Exercise. Exactly repeat the material, dropping only the pictures.

Given material.
━━━━━━━━

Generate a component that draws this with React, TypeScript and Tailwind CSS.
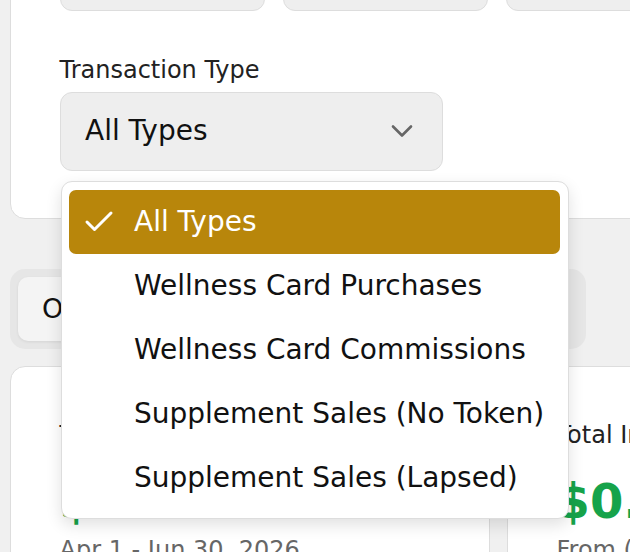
import { Check, ChevronDown } from "lucide-react";

const types = [
  "All Types",
  "Wellness Card Purchases",
  "Wellness Card Commissions",
  "Supplement Sales (No Token)",
  "Supplement Sales (Lapsed)",
];

export default function App() {
  const selected = "All Types";

  return (
    <div className="h-[552px] w-[630px] overflow-hidden bg-[#f0f0f0] font-['DejaVu_Sans',sans-serif] text-[#111111]">
      <div className="-mt-[100px] w-[1200px] pl-[10px]">
        {/* filters card */}
        <div className="rounded-[15px] border-[1.5px] border-[#dddddd] bg-white px-[48.5px] pb-[47.5px] pt-[48px]">
          <div className="flex gap-[18px]">
            <div className="h-[61.5px] w-[205px] rounded-[12px] border-[1.5px] border-[#dddddd] bg-[#eeeeee]" />
            <div className="h-[61.5px] w-[205px] rounded-[12px] border-[1.5px] border-[#dddddd] bg-[#eeeeee]" />
            <div className="h-[61.5px] w-[205px] rounded-[12px] border-[1.5px] border-[#dddddd] bg-[#eeeeee]" />
          </div>

          <label className="mt-[41px] mb-[4px] block text-[24px] leading-[1.5] text-[#222222]">
            Transaction Type
          </label>
          <div className="relative w-[383px]">
            <button className="flex h-[79px] w-full items-center justify-between rounded-[12px] border-[1.5px] border-[#dddddd] bg-[#eeeeee] pl-[24.5px] pr-[21.5px] text-[28px] leading-[1.5] text-[#111111]">
              <span>{selected}</span>
              <ChevronDown size={36} strokeWidth={1.75} className="text-[#666666]" />
            </button>

            {/* open listbox */}
            <div className="absolute left-[1px] top-[89px] z-10 w-[508px] rounded-[11px] border-[1.5px] border-[#dddddd] bg-white px-[7.5px] pt-[8px] pb-[8.5px] shadow-[0_6px_16px_rgba(0,0,0,0.12)]">
              {types.map((t) => (
                <div
                  key={t}
                  className={`flex h-[64px] items-center rounded-[7px] pl-[12px] text-[28px] leading-[1.5] ${
                    t === selected ? "bg-[#b8860b] text-white" : "text-[#111111]"
                  }`}
                >
                  <span className="flex w-[36px] shrink-0 items-center justify-center">
                    {t === selected && <Check size={36} strokeWidth={2} />}
                  </span>
                  <span className="ml-[17px] whitespace-nowrap">{t}</span>
                </div>
              ))}
            </div>
          </div>
        </div>

        {/* tabs */}
        <div className="mt-[50px] flex w-[576px] gap-[8px] rounded-[15px] bg-[#e6e6e6] p-[8px]">
          <button className="h-[64px] rounded-[10px] bg-[#f4f4f4] px-[24px] text-[27px] leading-[1.5] text-[#111111] shadow-[0_1px_3px_rgba(0,0,0,0.08)]">
            Overview
          </button>
          <button className="h-[64px] rounded-[10px] px-[24px] text-[27px] leading-[1.5] text-[#555555]">
            Transactions
          </button>
        </div>

        {/* stat cards */}
        <div className="mt-[17px] grid grid-cols-[480px_480px] gap-[17px]">
          <div className="rounded-[15px] border-[1.5px] border-[#dddddd] bg-white px-[48.5px] pt-[50px] pb-[48px]">
            <p className="text-[24px] leading-[1.5] text-[#222222]">Total Revenue</p>
            <p className="mt-[20px] text-[48px] font-bold leading-[1.2] text-[#16a34a]">$0.00</p>
            <p className="mt-[1px] text-[24px] leading-[1.5] text-[#666666]">Apr 1 - Jun 30, 2026</p>
          </div>
          <div className="rounded-[15px] border-[1.5px] border-[#dddddd] bg-white px-[48.5px] pt-[50px] pb-[48px]">
            <p className="text-[24px] leading-[1.5] text-[#222222]">Total Income</p>
            <p className="mt-[20px] text-[48px] font-bold leading-[1.2] text-[#16a34a]">$0.00</p>
            <p className="mt-[1px] text-[24px] leading-[1.5] text-[#666666]">From (0 transactions)</p>
          </div>
        </div>
      </div>
    </div>
  );
}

━━━━━━━━

Answer to the exercise.
Generate a component that draws this with React, TypeScript and Tailwind CSS.
import { Check, ChevronDown } from "lucide-react";

const types = [
  "All Types",
  "Wellness Card Purchases",
  "Wellness Card Commissions",
  "Supplement Sales (No Token)",
  "Supplement Sales (Lapsed)",
];

export default function App() {
  const selected = "All Types";

  return (
    <div className="h-[552px] w-[630px] overflow-hidden bg-[#f0f0f0] font-['DejaVu_Sans',sans-serif] text-[#111111]">
      <div className="-mt-[100px] w-[1200px] pl-[10px]">
        {/* filters card */}
        <div className="rounded-[15px] border-[1.5px] border-[#dddddd] bg-white px-[48.5px] pb-[47.5px] pt-[48px]">
          <div className="flex gap-[18px]">
            <div className="h-[61.5px] w-[205px] rounded-[12px] border-[1.5px] border-[#dddddd] bg-[#eeeeee]" />
            <div className="h-[61.5px] w-[205px] rounded-[12px] border-[1.5px] border-[#dddddd] bg-[#eeeeee]" />
            <div className="h-[61.5px] w-[205px] rounded-[12px] border-[1.5px] border-[#dddddd] bg-[#eeeeee]" />
          </div>

          <label className="mt-[41px] mb-[4px] block text-[24px] leading-[1.5] text-[#222222]">
            Transaction Type
          </label>
          <div className="relative w-[383px]">
            <button className="flex h-[79px] w-full items-center justify-between rounded-[12px] border-[1.5px] border-[#dddddd] bg-[#eeeeee] pl-[24.5px] pr-[21.5px] text-[28px] leading-[1.5] text-[#111111]">
              <span>{selected}</span>
              <ChevronDown size={36} strokeWidth={1.75} className="text-[#666666]" />
            </button>

            {/* open listbox */}
            <div className="absolute left-[1px] top-[89px] z-10 w-[508px] rounded-[11px] border-[1.5px] border-[#dddddd] bg-white px-[7.5px] pt-[8px] pb-[8.5px] shadow-[0_6px_16px_rgba(0,0,0,0.12)]">
              {types.map((t) => (
                <div
                  key={t}
                  className={`flex h-[64px] items-center rounded-[7px] pl-[12px] text-[28px] leading-[1.5] ${
                    t === selected ? "bg-[#b8860b] text-white" : "text-[#111111]"
                  }`}
                >
                  <span className="flex w-[36px] shrink-0 items-center justify-center">
                    {t === selected && <Check size={36} strokeWidth={2} />}
                  </span>
                  <span className="ml-[17px] whitespace-nowrap">{t}</span>
                </div>
              ))}
            </div>
          </div>
        </div>

        {/* tabs */}
        <div className="mt-[50px] flex w-[576px] gap-[8px] rounded-[15px] bg-[#e6e6e6] p-[8px]">
          <button className="h-[64px] rounded-[10px] bg-[#f4f4f4] px-[24px] text-[27px] leading-[1.5] text-[#111111] shadow-[0_1px_3px_rgba(0,0,0,0.08)]">
            Overview
          </button>
          <button className="h-[64px] rounded-[10px] px-[24px] text-[27px] leading-[1.5] text-[#555555]">
            Transactions
          </button>
        </div>

        {/* stat cards */}
        <div className="mt-[17px] grid grid-cols-[480px_480px] gap-[17px]">
          <div className="rounded-[15px] border-[1.5px] border-[#dddddd] bg-white px-[48.5px] pt-[50px] pb-[48px]">
            <p className="text-[24px] leading-[1.5] text-[#222222]">Total Revenue</p>
            <p className="mt-[20px] text-[48px] font-bold leading-[1.2] text-[#16a34a]">$0.00</p>
            <p className="mt-[1px] text-[24px] leading-[1.5] text-[#666666]">Apr 1 - Jun 30, 2026</p>
          </div>
          <div className="rounded-[15px] border-[1.5px] border-[#dddddd] bg-white px-[48.5px] pt-[50px] pb-[48px]">
            <p className="text-[24px] leading-[1.5] text-[#222222]">Total Income</p>
            <p className="mt-[20px] text-[48px] font-bold leading-[1.2] text-[#16a34a]">$0.00</p>
            <p className="mt-[1px] text-[24px] leading-[1.5] text-[#666666]">From (0 transactions)</p>
          </div>
        </div>
      </div>
    </div>
  );
}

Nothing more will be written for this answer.